Cole and I took the opportunity to go out on a date on Friday night. We haven't been out of the house, just the 2 of us, in FOREVER (Christmas shopping doesn't count :)). We went to the craft store so I could pick up some material for a project I'm working on for Talia's birthday, went to the Junction to see Sherlock Holmes, and then hit the Olive Garden for a late dinner. Cole and I always enjoy each other...we had a great time just being together.
This weekend I was also reminded of the blessing of having a worthy Priesthood holder presiding over our home. Someone in our circle needed a blessing, and Cole was asked. He called me (I was at work) for counsel, and I was reminded again that a worthy Priesthood holder still needs his "rock" to ground him...I was very grateful that my husband was able to answer the call and use his Priesthood authority to bring comfort and clarity to someone we love. (And thanks to my Mom for coming and watching the kids so Cole could go without worry).

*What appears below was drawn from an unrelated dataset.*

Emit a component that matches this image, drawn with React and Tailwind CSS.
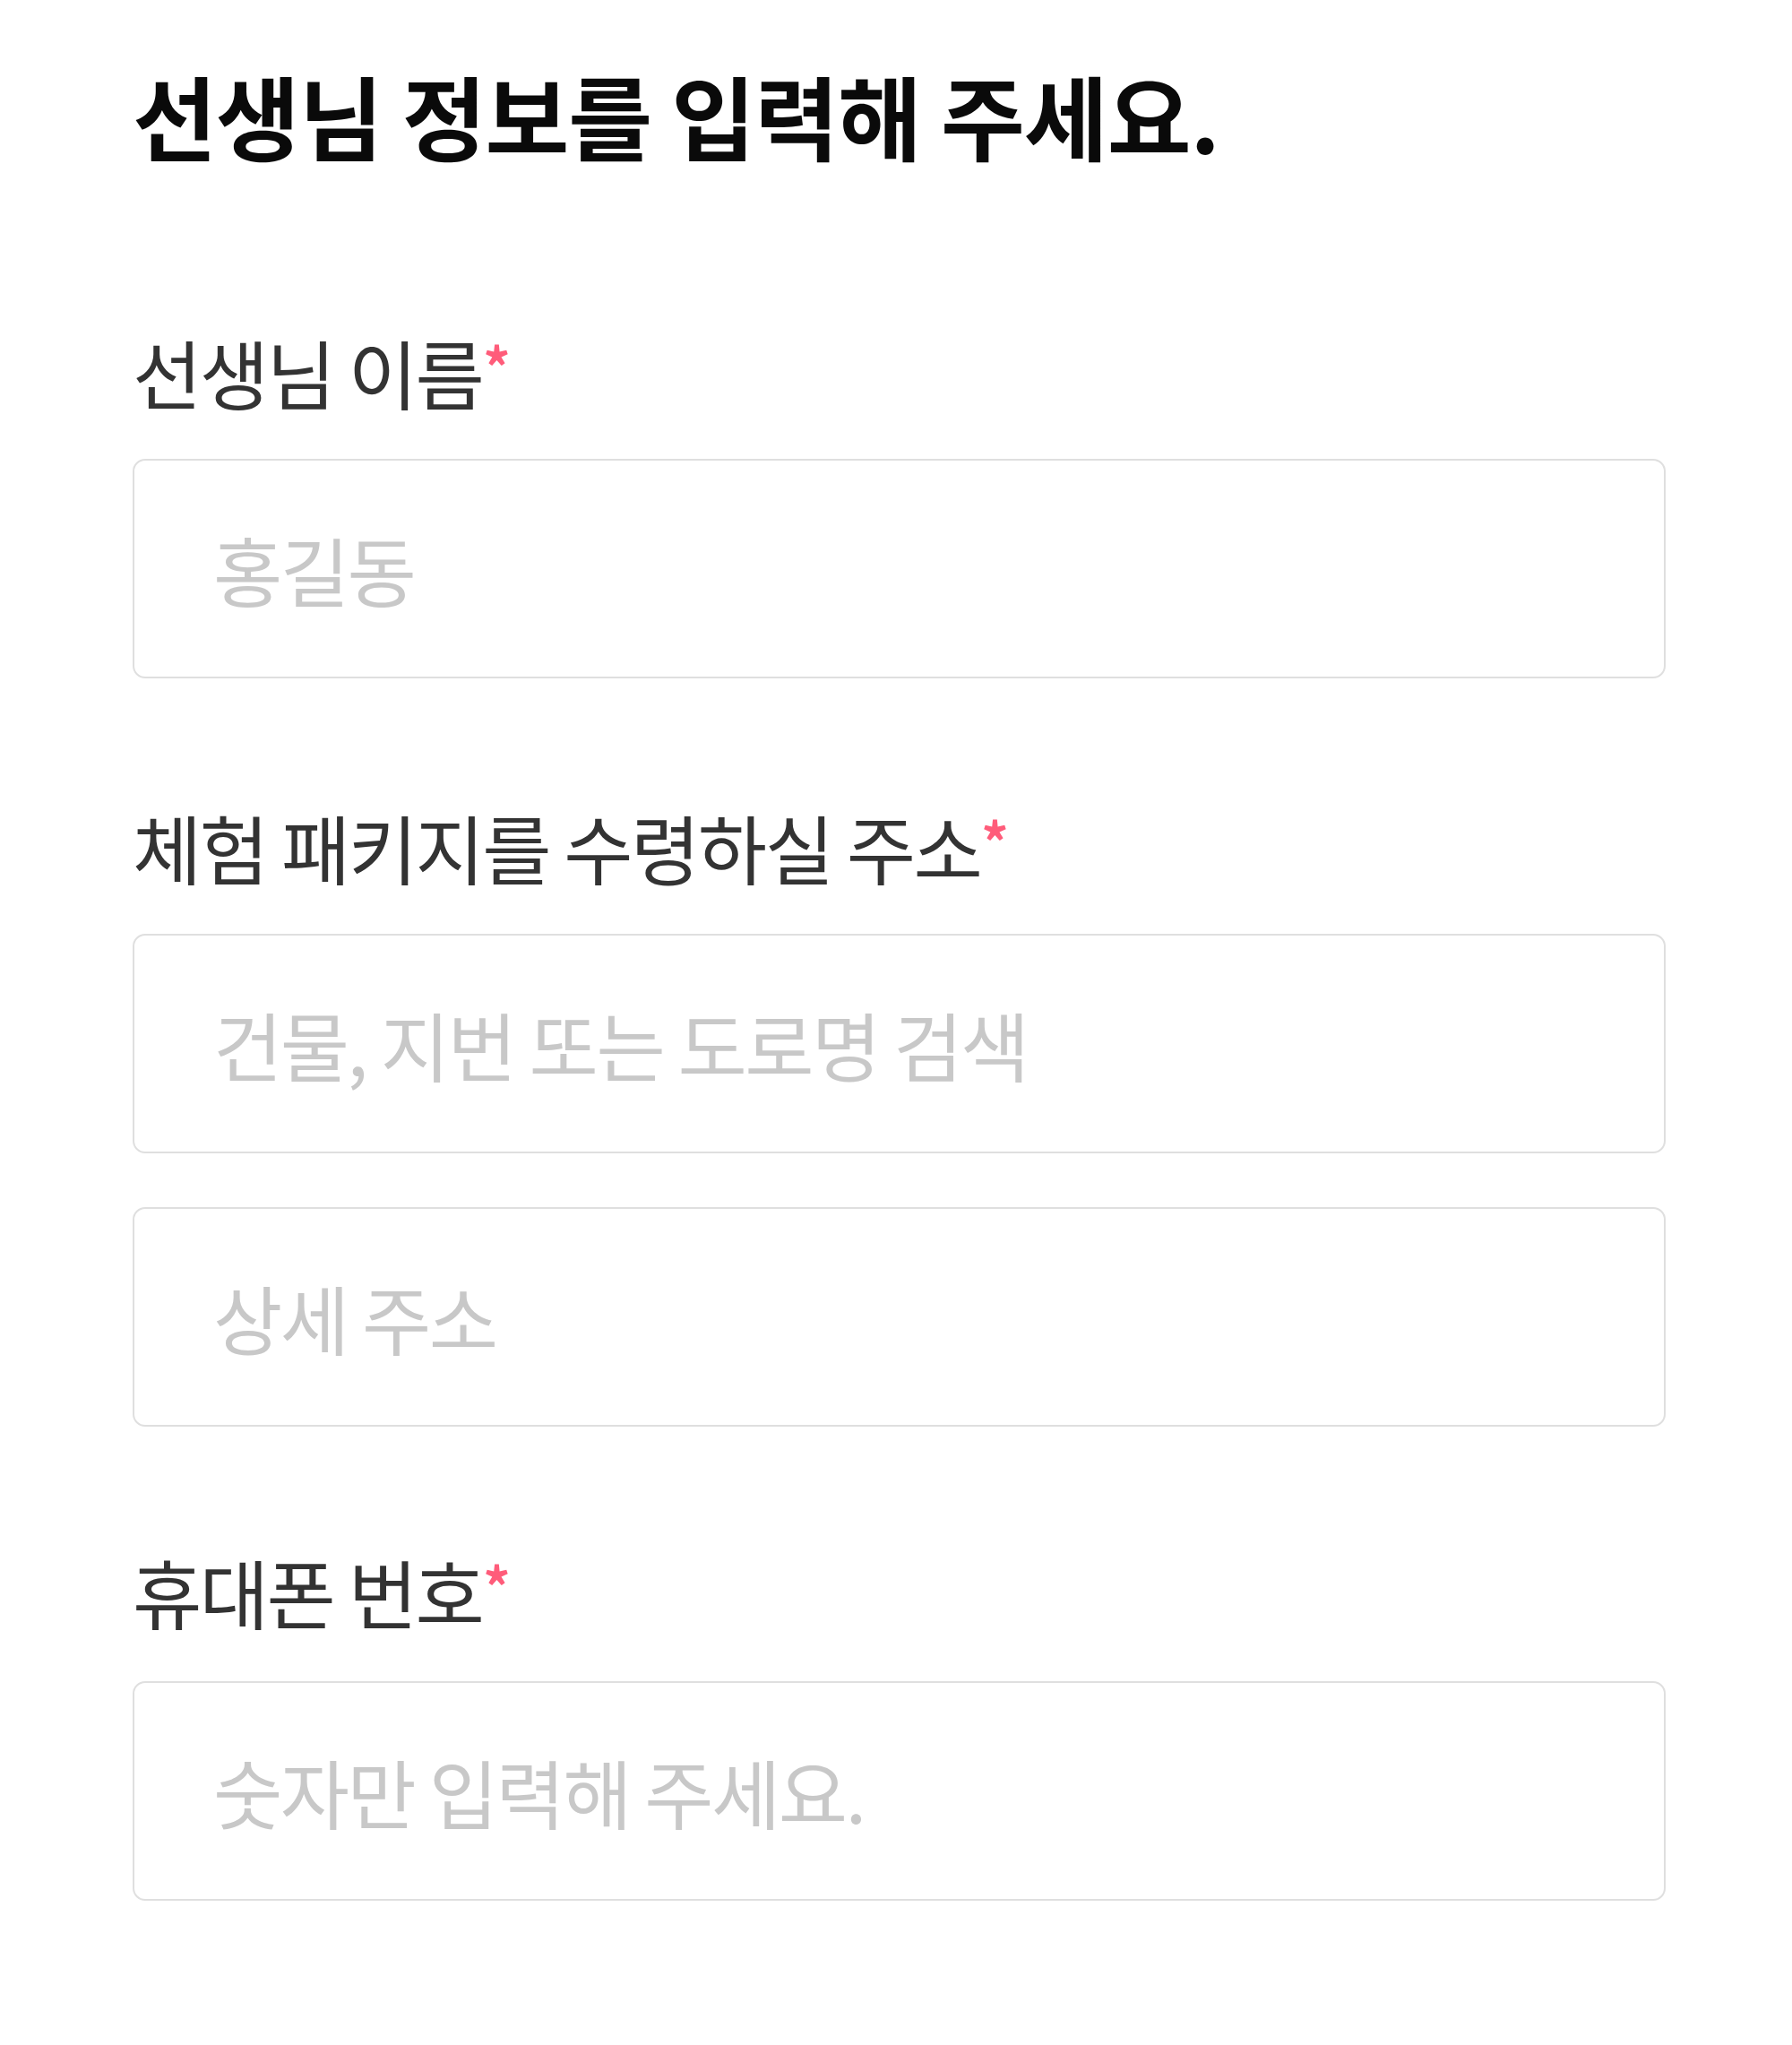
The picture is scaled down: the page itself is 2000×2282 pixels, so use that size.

Tomorrow is reserved to catch up on paperwork, taxes, and chores. Maybe I'll be able to sneak in some time to work on my project for Talia's birthday....
3 comments:
Sorry about your friend's loss. But yes, it is so comforting to know we will always be allowed to raise these little ones- no matter what.
I can't wait to see what you got for Talia. I should be able to start working on that for you Wednesday I should be home doing laundry all day Tuesday and Wednesday.